Abstract

We examine properties of the population of SOHO/STEREO (dwarf) Kreutz sungrazing comets from 2004 to 2013, including the arrival rates, peculiar gaps, and a potential relationship to the spectacular comet C/2011 W3 (Lovejoy). Selection effects, influencing the observed distribution, are largely absent among bright dwarf sungrazers, whose temporal sequence implies the presence of a swarm, with the objects brighter at maximum than apparent magnitude 3 arriving at a peak rate of about 4.6 per year in late 2010, while those brighter than magnitude 2 at a peak rate of about 4.3 per year in early 2011, both a few times the pre-swarm rate. The entire population of SOHO/STEREO Kreutz sungrazers also peaked about one year before the appearance of C/2011 W3. Orbital data show, however, that all bright dwarf sungrazers moved in paths similar to that of comet C/1843 D1, deviating 10 deg or more from the orbit of C/2011 W3 in the angular elements.

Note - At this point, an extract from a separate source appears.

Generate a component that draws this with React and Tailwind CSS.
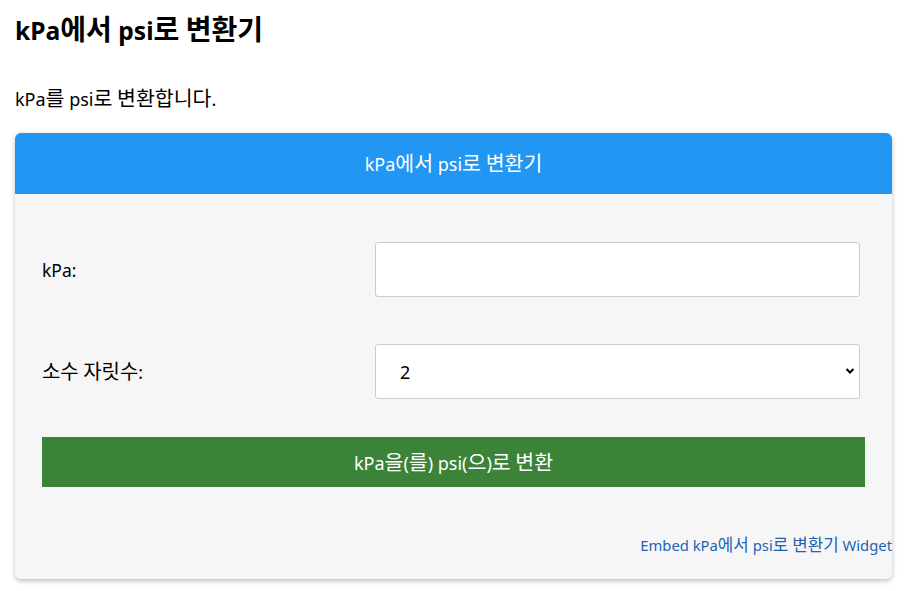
function K({ text }) {
  const parts = text.split(/([\uAC00-\uD7A3]+)/);
  return (
    <span>
      {parts.map((p, i) =>
        /[\uAC00-\uD7A3]/.test(p) ? (
          <span key={i} className="text-[1.14em]">{p}</span>
        ) : (
          <span key={i}>{p}</span>
        )
      )}
    </span>
  );
}

export default function App() {
  return (
    <div className="min-h-[591px] bg-white px-[15px] text-black" style={{ fontFamily: '"Noto Sans", "Noto Sans CJK KR", sans-serif' }}>
      <h1 className="pt-[11px] text-[24.6px] font-bold leading-[36px]"><K text="kPa에서 psi로 변환기" /></h1>
      <p className="mt-[37px] text-[18px] leading-[24px]"><K text="kPa를 psi로 변환합니다." /></p>
      <div className="mt-[22px] w-[877px] overflow-hidden rounded-[6px] bg-[#f6f6f6] shadow-[0_2px_5px_rgba(0,0,0,0.25)]">
        <div className="flex h-[61px] items-center justify-center bg-[#2196f3] text-[18px] leading-[24px] text-white"><K text="kPa에서 psi로 변환기" /></div>
        <div className="pl-[27px] pt-[48px] pb-[24px]">
          <div className="flex h-[55px] items-center">
            <label className="w-[333px] text-[17.5px] leading-[24px]"><K text="kPa:" /></label>
            <input type="text" className="h-[55px] w-[485px] rounded-[3px] border border-[#cccccc] bg-white px-3 outline-none" />
          </div>
          <div className="mt-[47px] flex h-[55px] items-center">
            <label className="w-[333px] text-[17.5px] leading-[24px]"><K text="소수 자릿수:" /></label>
            <div className="relative h-[55px] w-[485px] rounded-[3px] border border-[#cccccc] bg-white">
              <span className="absolute left-[24px] top-[15px] text-[18px] leading-[24px]">2</span>
              <svg className="absolute right-[4px] top-[22px]" width="10" height="8" viewBox="0 0 10 8">
                <path d="M1.5 2 L5 5.5 L8.5 2" fill="none" stroke="black" strokeWidth="2" />
              </svg>
            </div>
          </div>
          <button className="mt-[38px] flex h-[50px] w-[823px] items-center justify-center bg-[#3b8339] text-[18px] leading-[24px] text-white"><K text="kPa을(를) psi(으)로 변환" /></button>
          <div className="mt-[48px] text-right text-[14.8px] leading-[20px] text-[#1c63b5]"><K text="Embed kPa에서 psi로 변환기 Widget" /></div>
        </div>
      </div>
    </div>
  );
}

The evidence from the swarm and the overall elevated arrival rates suggests the existence of a fragmented sizable sungrazer that shortly preceded C/2011 W3 but was independent of it. On the other hand, these findings represent another warning signal that the expected 21st-century cluster of spectacular Kreutz comets is on its way to perihelion, to arrive during the coming decades. It is only in this sense that we find a parallel link between C/2011 W3 and the spikes in the population of SOHO/STEREO Kreutz sungrazers.